SHORT PROBLEM: In the listing that follows, count each line where the word "this" appears; write nothing but the count.

-- begin DATA FOR THE TASK --

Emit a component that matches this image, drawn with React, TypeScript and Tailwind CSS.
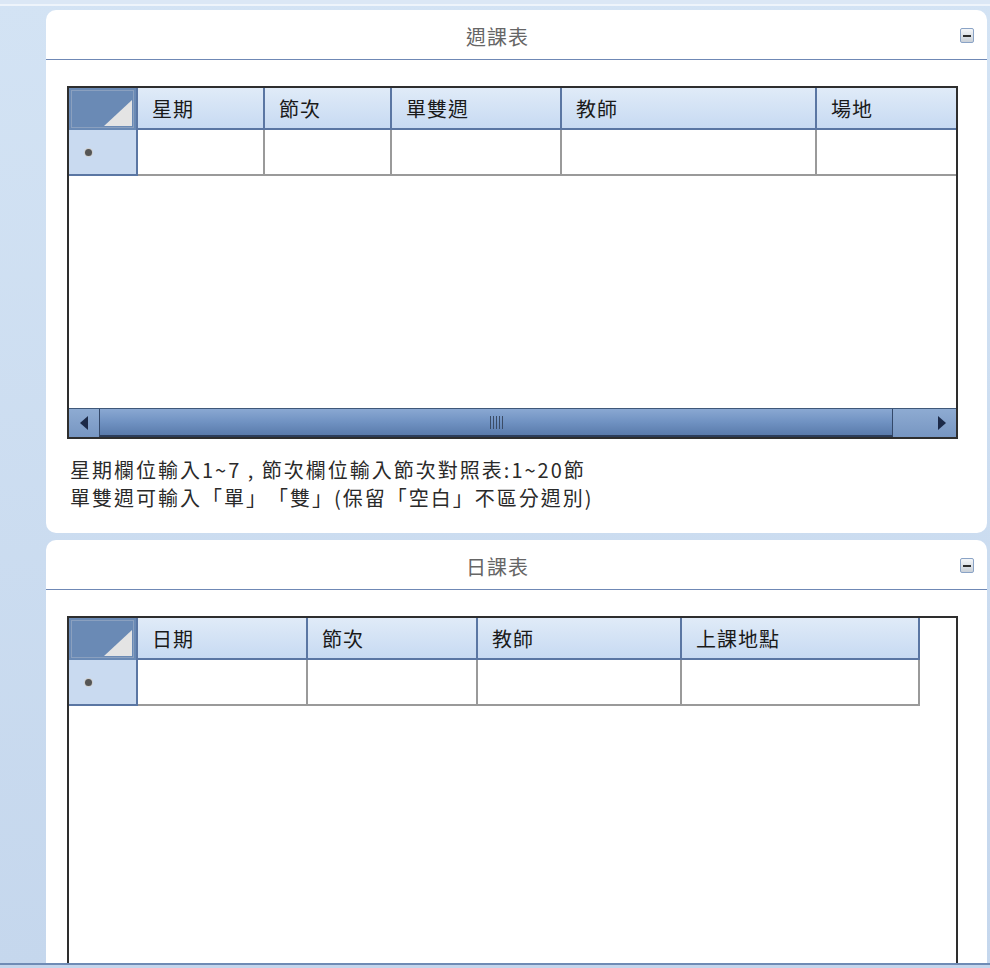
import React from "react";

type Col = { label: string; width?: number };

const FONT = "font-['Noto_Sans_CJK_TC','Noto_Sans',sans-serif]";

function MinimizeButton() {
  return (
    <div className="flex h-[15px] w-[14px] items-center justify-center rounded-[2px] border border-[#8aa3c6] bg-gradient-to-b from-[#f4f6f8] to-[#c9d0d8]">
      <div className="h-[2px] w-[8px] bg-[#2d2d2d]" />
    </div>
  );
}

function CornerCell() {
  return (
    <div className="relative h-full w-[69px] shrink-0 border-r-2 border-[#5a76a3] bg-[#6a8ab5] p-[2px]">
      <div className="relative h-full w-full border border-[#8aa0bf]">
        <svg className="absolute bottom-[1px] right-[1px]" width="28" height="26" viewBox="0 0 28 26">
          <polygon points="28,0 28,26 0,26" fill="#e4e4e4" />
        </svg>
      </div>
    </div>
  );
}

function HScrollbar() {
  return (
    <div className="flex h-[29px] shrink-0 border-t border-[#3f5879] bg-[#5b7aa8]">
      <div className="flex w-[30px] items-center justify-center bg-gradient-to-b from-[#8eabd2] to-[#7796c2]">
        <svg width="8" height="14" viewBox="0 0 8 14">
          <polygon points="8,0 8,14 0,7" fill="#1c2a48" />
        </svg>
      </div>
      <div className="flex flex-1 items-center justify-center border-x border-[#34496a] border-b-2 border-b-[#2c3d5a] bg-gradient-to-b from-[#8aa8d2] via-[#7092c2] to-[#5a7bab]">
        <div className="flex gap-[2px]">
          {[0, 1, 2, 3, 4].map((i) => (
            <div key={i} className="h-[13px] w-[1px] bg-[#3b4c66]" />
          ))}
        </div>
      </div>
      <div className="flex w-[63px] items-center justify-end bg-gradient-to-b from-[#8eabd2] to-[#7796c2] pr-[10px]">
        <svg width="8" height="14" viewBox="0 0 8 14">
          <polygon points="0,0 0,14 8,7" fill="#1c2a48" />
        </svg>
      </div>
    </div>
  );
}

function Grid({
  cols,
  height,
  fill,
  scroll,
}: {
  cols: Col[];
  height: number;
  fill: boolean;
  scroll?: boolean;
}) {
  return (
    <div
      className="flex w-[891px] shrink-0 flex-col border-2 border-[#2e2e2e] bg-white"
      style={{ height }}
    >
      <div className="flex h-[42px] shrink-0">
        <CornerCell />
        <div className={`flex ${fill ? "flex-1" : ""} border-b-2 border-[#5a76a3]`}>
          {cols.map((c, i) => (
            <div
              key={c.label}
              className={`flex items-center bg-gradient-to-b from-[#e0ebf8] to-[#c7daf2] pl-[14px] pt-[2px] text-[20px] tracking-[1px] text-[#1a1a1a] ${
                i < cols.length - 1 || !fill ? "border-r-2 border-[#5a76a3]" : ""
              } ${!c.width ? "flex-1" : "shrink-0"}`}
              style={c.width ? { width: c.width } : undefined}
            >
              {c.label}
            </div>
          ))}
        </div>
      </div>
      <div className="flex h-[46px] shrink-0">
        <div className="flex w-[69px] shrink-0 items-center border-r-2 border-b-2 border-[#5a76a3] bg-[#c9daf0] pl-[16px]">
          <div className="h-[7px] w-[7px] rounded-full bg-[#555] ring-1 ring-[#cfcfcf]" />
        </div>
        <div className={`flex ${fill ? "flex-1" : ""} border-b-2 border-[#9a9a9a]`}>
          {cols.map((c, i) => (
            <div
              key={c.label}
              className={`${i < cols.length - 1 || !fill ? "border-r-2 border-[#9a9a9a]" : ""} ${
                !c.width ? "flex-1" : "shrink-0"
              }`}
              style={c.width ? { width: c.width } : undefined}
            />
          ))}
        </div>
      </div>
      <div className="flex-1" />
      {scroll && <HScrollbar />}
    </div>
  );
}

function Panel({
  title,
  children,
  className,
}: {
  title: string;
  children: React.ReactNode;
  className?: string;
}) {
  return (
    <section className={`flex flex-col overflow-hidden rounded-[10px] bg-white ${className ?? ""}`}>
      <header className="relative flex h-[50px] shrink-0 items-center justify-center border-b border-[#6f88b5] pr-[38px] pt-[4px]">
        <h2 className="text-[20px] tracking-[1px] text-[#666]">{title}</h2>
        <div className="absolute right-[13px] top-[18px]">
          <MinimizeButton />
        </div>
      </header>
      <div className="flex flex-col pl-[21px] pt-[26px]">{children}</div>
    </section>
  );
}

export default function App() {
  const weekly: Col[] = [
    { label: "星期", width: 127 },
    { label: "節次", width: 127 },
    { label: "單雙週", width: 170 },
    { label: "教師", width: 255 },
    { label: "場地" },
  ];
  const daily: Col[] = [
    { label: "日期", width: 170 },
    { label: "節次", width: 170 },
    { label: "教師", width: 204 },
    { label: "上課地點", width: 238 },
  ];

  return (
    <div
      className={`flex h-[968px] w-[990px] flex-col overflow-hidden bg-gradient-to-b from-[#d3e3f4] to-[#c5d7ed] ${FONT}`}
    >
      <div className="h-[4px] shrink-0 bg-[#dbe7f5]" />
      <div className="h-[2px] shrink-0 bg-[#eef4fb]" />
      <div className="flex min-h-0 flex-1 flex-col gap-[7px] pl-[46px] pr-[3px] pt-[4px]">
        <Panel title="週課表" className="h-[523px] shrink-0">
          <Grid cols={weekly} height={353} fill scroll />
          <div className="mt-[17px] pl-[3px] text-[20px] leading-[28px] tracking-[2px] text-[#2a2a2a] [text-spacing-trim:space-all]">
            <p>星期欄位輸入1~7 , 節次欄位輸入節次對照表:1~20節</p>
            <p>單雙週可輸入「單」「雙」(保留「空白」不區分週別)</p>
          </div>
        </Panel>
        <Panel title="日課表" className="min-h-0 flex-1 rounded-b-none">
          <Grid cols={daily} height={360} fill={false} />
        </Panel>
      </div>
      <div className="h-[2px] shrink-0 bg-[#6f8bb5]" />
      <div className="h-[3px] shrink-0 bg-[#c5d6ec]" />
    </div>
  );
}
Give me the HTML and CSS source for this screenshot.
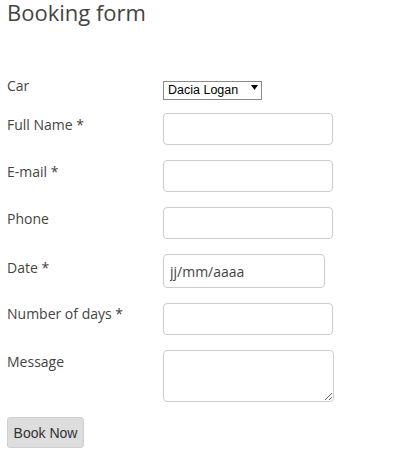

-- end DATA FOR THE TASK --

ANSWER TO THE TASK: 2